I was suffering a fair bit when Gina and John arrived from Minneapolis. They had insisted on travelling down to meet me, and to be honest I was greatly relieved. They were excellent company, very friendly, and stayed for a few days, which meant Linda and David were forced to go out a little. I’m glad to say Gina was really good to me, and she and John told me that if I was unhappy with Linda I should go with them to Minneapolis for the remainder of my holiday. Easier said than done. I worried how I could possibly organise transport back from there for my flight to Cork, so I reluctantly decided to stay where I was. And I also stayed out of loyalty to Linda and David because they had invited me over. It was very difficult.

Eventually, I left for home. Unfortunately, Linda never wrote to me again though I sent her a few letters. Maybe I had annoyed her in some way. I don’t know. All I do know is that Gina wrote to me not long afterwards to say that Linda’s marriage was in trouble. It was no surprise that they later split up and divorced. I was deeply upset because I did enjoy Linda’s friendship but she seemed almost indifferent to me when I got to the US and that hurt.

I continued writing to Gina, but after a time, once I married and had a couple of children, we lost touch in the early 1990s. The end of the road for pen pals? Well, not quite.

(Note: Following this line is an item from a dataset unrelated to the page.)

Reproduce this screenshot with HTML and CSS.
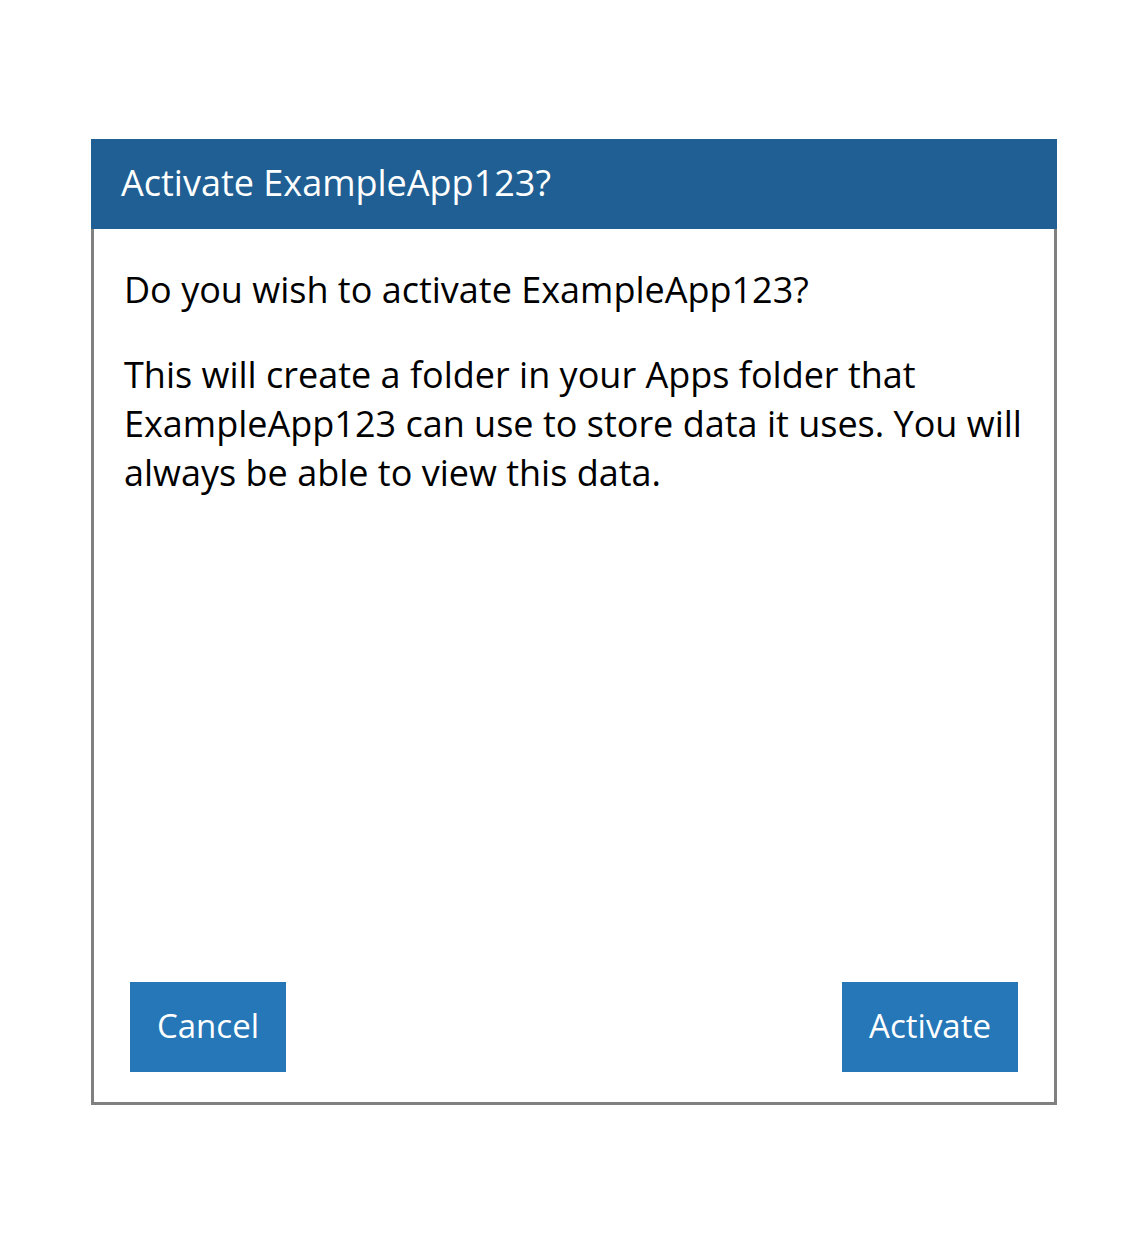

In the late 1990s, having never forgotten Debbie, I looked Imphang up on the internet and up popped her dad’s address. I was certain it could only be him as the address sounded familiar. So I wrote a letter explaining who I was, and asking if he could put me in touch with his daughter. And he did. Yes, Debbie was still very much around, working then with the New York Yankees. She was now divorced with two sons and a daughter, but faxed me a letter (which I still have) in 1999. And so we resumed writing, although when she moved back to New Orleans to take up a position with the New Orleans Saints our contact became more of emails, but rarely anything now. But we remain Facebook friends, have exchanged a couple of phone calls and I’m even friends on Facebook with her daughter, Lauren, who became engaged on St Valentine’s Day this year.

And again thanks to the internet I located Gina on Facebook a few years ago. I had searched for her several times in the past but nothing ever showed up. Then I spotted her son who I remembered because I have photos of him as a little boy. I got in touch and he remembered his mum talking about me and was delighted I had contacted him. With the click of a friendship request Gina and I were back again. We had a lot of catching up to do.

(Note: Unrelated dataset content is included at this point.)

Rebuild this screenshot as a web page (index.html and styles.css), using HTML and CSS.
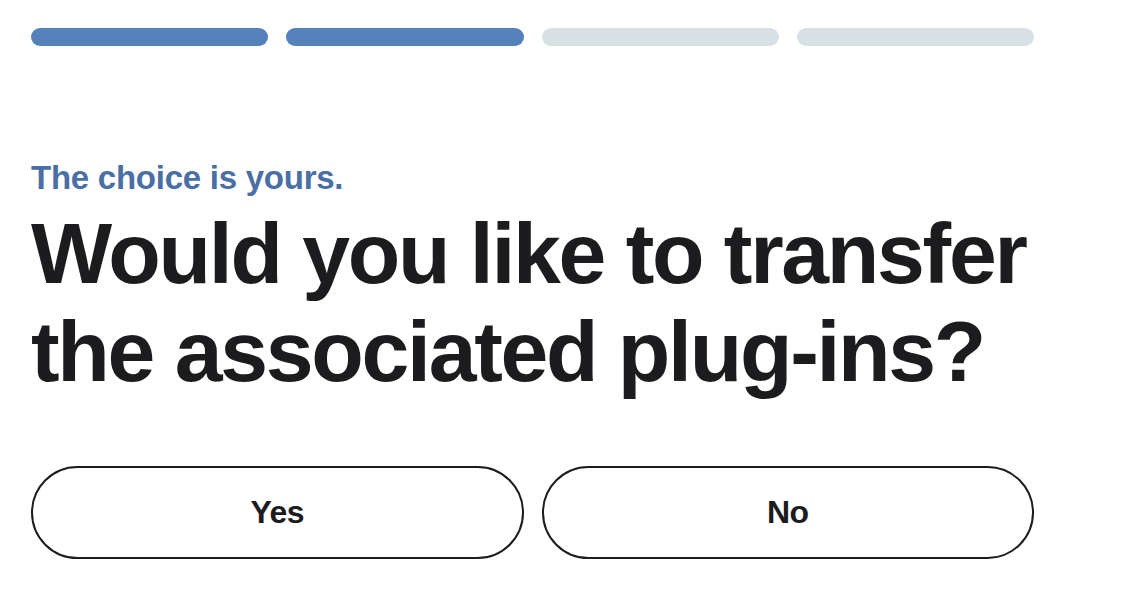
FILE: index.html
```html
<!DOCTYPE html>
<html>
<head>
	<title>Transfer plug-ins</title>
	<link rel="stylesheet" href="styles.css">
</head>
<body>

<div class="wizard">
	<div class="steps">
		<span class="step done"></span>
		<span class="step done"></span>
		<span class="step"></span>
		<span class="step"></span>
	</div>

	<p class="eyebrow">The choice is yours.</p>
	<h1 class="question">Would you like to transfer the associated plug-ins?</h1>

	<div class="answers">
		<button class="answer">Yes</button>
		<button class="answer">No</button>
	</div>
</div>

</body>
</html>
```

FILE: styles.css
```css
body {
	margin: 0;
	background: #fff;
	font-family: "Liberation Sans", Arial, sans-serif;
	color: #1c1c1e;
}
.wizard {
	width: 1003px;
	padding: 28px 0 0 31px;
}
.steps {
	display: flex;
	gap: 18px;
}
.step {
	flex: 1;
	height: 18px;
	border-radius: 9px;
	background: #d7e0e3;
}
.step.done {
	background: #5682bc;
}
.eyebrow {
	margin: 112px 0 0;
	font-size: 33px;
	line-height: 40px;
	font-weight: 700;
	letter-spacing: -0.25px;
	color: #4a6fa5;
}
.question {
	margin: 6px 0 0;
	font-size: 86px;
	line-height: 98px;
	font-weight: 700;
	letter-spacing: -2.3px;
	width: 1003px;
}
.answers {
	display: flex;
	gap: 18px;
	margin-top: 66px;
}
.answer {
	flex: 1;
	height: 93px;
	border: 2px solid #1c1c1e;
	border-radius: 47px;
	background: #fff;
	font-family: inherit;
	font-size: 32px;
	font-weight: 700;
	letter-spacing: -0.5px;
	color: #1c1c1e;
	cursor: pointer;
}
```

There was one final twist. Once we connected we talked about Linda. A day later Gina sent me a message to say Linda had died just a few days earlier at the age of 53. A school teacher, Linda had remarried and had several children. She didn’t deserve such an early deaths and the circumstances left both Gina and I shocked. Tragically, Linda’s father died a few months later.

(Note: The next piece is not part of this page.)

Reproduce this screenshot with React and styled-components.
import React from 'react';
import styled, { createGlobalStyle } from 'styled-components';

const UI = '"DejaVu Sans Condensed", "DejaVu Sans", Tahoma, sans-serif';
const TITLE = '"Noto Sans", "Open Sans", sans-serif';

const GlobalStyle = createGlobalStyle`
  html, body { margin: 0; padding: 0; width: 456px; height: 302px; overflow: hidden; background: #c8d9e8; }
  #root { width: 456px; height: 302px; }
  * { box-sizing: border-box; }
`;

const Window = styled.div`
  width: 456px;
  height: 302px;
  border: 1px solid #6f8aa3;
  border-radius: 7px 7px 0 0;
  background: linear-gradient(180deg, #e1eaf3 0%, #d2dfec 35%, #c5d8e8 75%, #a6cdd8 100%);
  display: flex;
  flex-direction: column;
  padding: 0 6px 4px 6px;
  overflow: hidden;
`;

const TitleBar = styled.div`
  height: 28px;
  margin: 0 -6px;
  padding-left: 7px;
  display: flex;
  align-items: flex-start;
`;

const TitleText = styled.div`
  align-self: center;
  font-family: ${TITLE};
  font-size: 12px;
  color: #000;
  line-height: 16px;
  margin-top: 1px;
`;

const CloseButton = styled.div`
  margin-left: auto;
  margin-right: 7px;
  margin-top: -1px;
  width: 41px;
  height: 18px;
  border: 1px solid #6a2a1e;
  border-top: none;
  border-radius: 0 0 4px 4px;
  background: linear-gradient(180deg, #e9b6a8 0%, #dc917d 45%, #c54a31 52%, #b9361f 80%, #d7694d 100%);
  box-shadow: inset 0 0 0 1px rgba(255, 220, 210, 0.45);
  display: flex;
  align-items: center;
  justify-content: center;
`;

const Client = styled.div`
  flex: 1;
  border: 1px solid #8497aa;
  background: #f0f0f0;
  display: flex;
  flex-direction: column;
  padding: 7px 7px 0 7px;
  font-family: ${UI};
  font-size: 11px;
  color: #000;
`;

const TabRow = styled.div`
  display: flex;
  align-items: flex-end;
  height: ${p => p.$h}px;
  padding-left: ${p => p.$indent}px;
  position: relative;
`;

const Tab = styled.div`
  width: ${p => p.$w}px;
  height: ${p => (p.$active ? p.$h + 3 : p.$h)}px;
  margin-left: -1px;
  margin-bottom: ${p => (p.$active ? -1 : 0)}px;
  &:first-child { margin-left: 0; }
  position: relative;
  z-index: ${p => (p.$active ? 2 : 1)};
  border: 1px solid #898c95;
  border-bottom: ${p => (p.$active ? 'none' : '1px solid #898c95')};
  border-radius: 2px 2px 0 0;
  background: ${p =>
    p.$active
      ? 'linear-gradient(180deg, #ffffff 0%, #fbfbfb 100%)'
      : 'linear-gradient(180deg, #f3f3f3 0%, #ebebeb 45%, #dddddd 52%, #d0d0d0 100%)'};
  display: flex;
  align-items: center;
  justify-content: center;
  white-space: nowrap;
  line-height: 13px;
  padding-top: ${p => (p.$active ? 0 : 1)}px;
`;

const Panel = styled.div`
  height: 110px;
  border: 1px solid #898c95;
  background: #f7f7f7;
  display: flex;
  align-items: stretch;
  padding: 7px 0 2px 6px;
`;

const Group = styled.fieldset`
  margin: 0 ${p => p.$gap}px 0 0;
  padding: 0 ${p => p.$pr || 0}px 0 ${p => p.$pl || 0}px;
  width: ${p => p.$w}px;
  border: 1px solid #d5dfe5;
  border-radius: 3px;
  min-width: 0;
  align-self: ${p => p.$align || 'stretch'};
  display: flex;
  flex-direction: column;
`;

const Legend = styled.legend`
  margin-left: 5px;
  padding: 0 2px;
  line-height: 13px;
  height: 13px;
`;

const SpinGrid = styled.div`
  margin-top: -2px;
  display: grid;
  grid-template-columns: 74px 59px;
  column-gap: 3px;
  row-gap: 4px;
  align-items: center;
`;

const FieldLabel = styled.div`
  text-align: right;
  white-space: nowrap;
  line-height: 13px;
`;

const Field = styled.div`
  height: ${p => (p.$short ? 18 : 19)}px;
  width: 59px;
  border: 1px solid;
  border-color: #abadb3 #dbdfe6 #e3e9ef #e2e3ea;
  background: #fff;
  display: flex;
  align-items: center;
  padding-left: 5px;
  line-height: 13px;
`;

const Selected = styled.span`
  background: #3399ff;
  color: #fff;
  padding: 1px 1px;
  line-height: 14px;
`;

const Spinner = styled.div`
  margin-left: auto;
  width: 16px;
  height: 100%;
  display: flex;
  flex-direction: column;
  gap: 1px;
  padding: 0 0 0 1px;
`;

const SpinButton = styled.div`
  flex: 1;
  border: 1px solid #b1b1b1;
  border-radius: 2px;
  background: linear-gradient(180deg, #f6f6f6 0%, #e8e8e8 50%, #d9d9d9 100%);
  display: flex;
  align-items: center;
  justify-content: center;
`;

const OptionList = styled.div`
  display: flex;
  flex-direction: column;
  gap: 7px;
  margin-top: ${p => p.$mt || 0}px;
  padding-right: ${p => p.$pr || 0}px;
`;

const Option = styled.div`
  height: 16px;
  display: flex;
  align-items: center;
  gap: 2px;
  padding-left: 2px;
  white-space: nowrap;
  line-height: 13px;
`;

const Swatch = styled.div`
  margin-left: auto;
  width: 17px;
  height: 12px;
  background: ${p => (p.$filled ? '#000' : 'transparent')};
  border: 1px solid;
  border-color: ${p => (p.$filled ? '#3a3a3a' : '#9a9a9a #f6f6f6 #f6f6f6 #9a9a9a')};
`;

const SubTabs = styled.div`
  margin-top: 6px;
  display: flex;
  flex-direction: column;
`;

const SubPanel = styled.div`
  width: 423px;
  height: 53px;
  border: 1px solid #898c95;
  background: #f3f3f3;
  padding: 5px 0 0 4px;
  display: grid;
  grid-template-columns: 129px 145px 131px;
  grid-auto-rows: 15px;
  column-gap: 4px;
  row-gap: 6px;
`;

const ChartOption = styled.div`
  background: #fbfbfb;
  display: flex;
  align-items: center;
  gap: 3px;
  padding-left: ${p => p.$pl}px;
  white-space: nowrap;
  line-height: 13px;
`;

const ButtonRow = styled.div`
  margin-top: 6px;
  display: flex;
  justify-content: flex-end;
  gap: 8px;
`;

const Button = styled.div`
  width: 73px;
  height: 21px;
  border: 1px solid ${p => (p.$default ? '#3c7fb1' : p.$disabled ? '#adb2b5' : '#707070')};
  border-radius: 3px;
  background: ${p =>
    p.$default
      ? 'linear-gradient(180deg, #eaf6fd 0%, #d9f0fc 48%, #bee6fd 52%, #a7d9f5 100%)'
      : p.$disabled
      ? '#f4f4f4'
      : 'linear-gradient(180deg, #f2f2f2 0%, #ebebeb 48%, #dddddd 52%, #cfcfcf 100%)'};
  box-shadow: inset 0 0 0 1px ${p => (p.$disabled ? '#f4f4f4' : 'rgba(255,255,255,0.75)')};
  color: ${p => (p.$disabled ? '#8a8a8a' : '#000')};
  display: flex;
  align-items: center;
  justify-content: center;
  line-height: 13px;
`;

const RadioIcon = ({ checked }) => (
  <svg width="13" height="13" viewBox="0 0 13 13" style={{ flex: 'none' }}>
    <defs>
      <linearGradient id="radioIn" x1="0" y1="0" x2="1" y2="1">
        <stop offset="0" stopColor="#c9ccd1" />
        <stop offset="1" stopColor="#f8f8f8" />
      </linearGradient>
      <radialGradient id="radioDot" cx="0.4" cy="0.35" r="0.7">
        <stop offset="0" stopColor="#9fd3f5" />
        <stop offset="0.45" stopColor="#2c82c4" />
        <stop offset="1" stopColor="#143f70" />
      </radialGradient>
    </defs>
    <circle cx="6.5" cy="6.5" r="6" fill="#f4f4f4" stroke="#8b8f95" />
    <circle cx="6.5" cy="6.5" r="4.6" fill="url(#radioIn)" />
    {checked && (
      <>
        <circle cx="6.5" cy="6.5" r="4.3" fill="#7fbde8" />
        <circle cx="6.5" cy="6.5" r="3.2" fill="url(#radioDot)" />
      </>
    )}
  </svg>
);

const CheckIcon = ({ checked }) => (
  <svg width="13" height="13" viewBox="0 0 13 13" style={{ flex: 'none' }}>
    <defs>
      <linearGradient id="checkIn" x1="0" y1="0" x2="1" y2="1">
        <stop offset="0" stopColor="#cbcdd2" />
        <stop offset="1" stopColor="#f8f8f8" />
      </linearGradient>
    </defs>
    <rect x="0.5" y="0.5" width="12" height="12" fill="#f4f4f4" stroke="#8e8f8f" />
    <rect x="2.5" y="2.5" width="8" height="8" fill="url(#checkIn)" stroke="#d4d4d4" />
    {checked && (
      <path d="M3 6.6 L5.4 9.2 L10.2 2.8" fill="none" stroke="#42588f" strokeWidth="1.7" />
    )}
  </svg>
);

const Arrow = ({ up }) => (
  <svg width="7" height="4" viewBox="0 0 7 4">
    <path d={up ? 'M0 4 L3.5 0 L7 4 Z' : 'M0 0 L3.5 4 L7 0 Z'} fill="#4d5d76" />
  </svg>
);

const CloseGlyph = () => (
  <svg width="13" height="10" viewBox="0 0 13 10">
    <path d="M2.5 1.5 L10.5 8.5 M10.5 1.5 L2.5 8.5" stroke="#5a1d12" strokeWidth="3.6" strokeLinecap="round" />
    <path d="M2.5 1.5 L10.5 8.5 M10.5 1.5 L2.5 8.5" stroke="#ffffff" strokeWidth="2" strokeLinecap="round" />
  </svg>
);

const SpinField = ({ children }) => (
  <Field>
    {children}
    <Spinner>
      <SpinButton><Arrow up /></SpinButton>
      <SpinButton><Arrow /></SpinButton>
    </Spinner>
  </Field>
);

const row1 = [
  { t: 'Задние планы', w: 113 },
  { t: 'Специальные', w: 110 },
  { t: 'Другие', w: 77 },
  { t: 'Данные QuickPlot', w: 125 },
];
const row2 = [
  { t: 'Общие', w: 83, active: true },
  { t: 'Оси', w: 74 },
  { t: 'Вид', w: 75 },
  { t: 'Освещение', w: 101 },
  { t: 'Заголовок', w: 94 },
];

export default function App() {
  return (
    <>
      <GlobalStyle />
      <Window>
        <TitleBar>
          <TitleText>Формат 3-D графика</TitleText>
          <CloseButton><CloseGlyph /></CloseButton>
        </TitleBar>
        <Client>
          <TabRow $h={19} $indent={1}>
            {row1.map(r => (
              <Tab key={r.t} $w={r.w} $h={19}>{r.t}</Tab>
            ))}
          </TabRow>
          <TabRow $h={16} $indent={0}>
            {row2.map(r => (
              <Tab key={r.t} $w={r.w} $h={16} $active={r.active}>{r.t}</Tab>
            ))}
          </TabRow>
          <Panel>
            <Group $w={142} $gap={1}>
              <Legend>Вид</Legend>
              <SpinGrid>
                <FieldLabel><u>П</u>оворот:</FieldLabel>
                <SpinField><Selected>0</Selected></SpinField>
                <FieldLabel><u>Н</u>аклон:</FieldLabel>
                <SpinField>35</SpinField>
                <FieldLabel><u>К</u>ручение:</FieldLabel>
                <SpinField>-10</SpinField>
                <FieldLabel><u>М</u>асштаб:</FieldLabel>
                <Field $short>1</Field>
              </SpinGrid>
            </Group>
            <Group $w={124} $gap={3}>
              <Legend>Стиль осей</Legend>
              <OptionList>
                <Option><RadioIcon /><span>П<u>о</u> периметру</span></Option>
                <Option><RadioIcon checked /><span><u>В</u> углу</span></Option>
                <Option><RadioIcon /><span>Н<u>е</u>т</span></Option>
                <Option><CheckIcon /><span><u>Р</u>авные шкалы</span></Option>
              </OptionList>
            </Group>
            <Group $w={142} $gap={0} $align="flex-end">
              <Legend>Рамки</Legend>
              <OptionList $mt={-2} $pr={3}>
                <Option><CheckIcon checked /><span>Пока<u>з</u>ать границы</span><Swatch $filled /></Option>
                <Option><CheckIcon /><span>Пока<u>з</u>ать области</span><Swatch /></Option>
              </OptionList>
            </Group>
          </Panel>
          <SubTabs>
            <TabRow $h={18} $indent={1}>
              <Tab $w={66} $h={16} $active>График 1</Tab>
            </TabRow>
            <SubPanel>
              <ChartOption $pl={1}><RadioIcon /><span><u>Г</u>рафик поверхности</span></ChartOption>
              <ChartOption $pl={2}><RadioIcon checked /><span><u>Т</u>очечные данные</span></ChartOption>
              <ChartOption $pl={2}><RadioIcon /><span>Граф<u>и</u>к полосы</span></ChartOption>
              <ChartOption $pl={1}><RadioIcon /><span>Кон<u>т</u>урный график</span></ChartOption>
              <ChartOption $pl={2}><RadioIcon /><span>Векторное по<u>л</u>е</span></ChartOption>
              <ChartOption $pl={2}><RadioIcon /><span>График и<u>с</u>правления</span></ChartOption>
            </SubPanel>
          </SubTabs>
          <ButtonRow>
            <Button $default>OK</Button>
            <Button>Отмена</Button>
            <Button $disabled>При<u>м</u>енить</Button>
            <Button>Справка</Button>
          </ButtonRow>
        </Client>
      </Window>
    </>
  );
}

Gina and I stay in touch. I’m still interested in her life and we have a connection going for almost 40 years now. And of course Debbie is still around on Facebook even if we don’t engage much. A remarkable journey for me and I really owe a debt to these women who distracted me – if that’s the right word – from my own problems. I loved every letter and the anticipation of their arrival. Those pen pals influenced me in in many ways but mainly they gave me hope. If pretty girls like them took the time to write and stay in touch with me, then it gave me some belief that not all girls cared about my face. They treated me like a normal human being and lifted my spirits. I have told them this in the past but I’m not sure they quite understood how much it meant to me. I valued – and value – their friendships.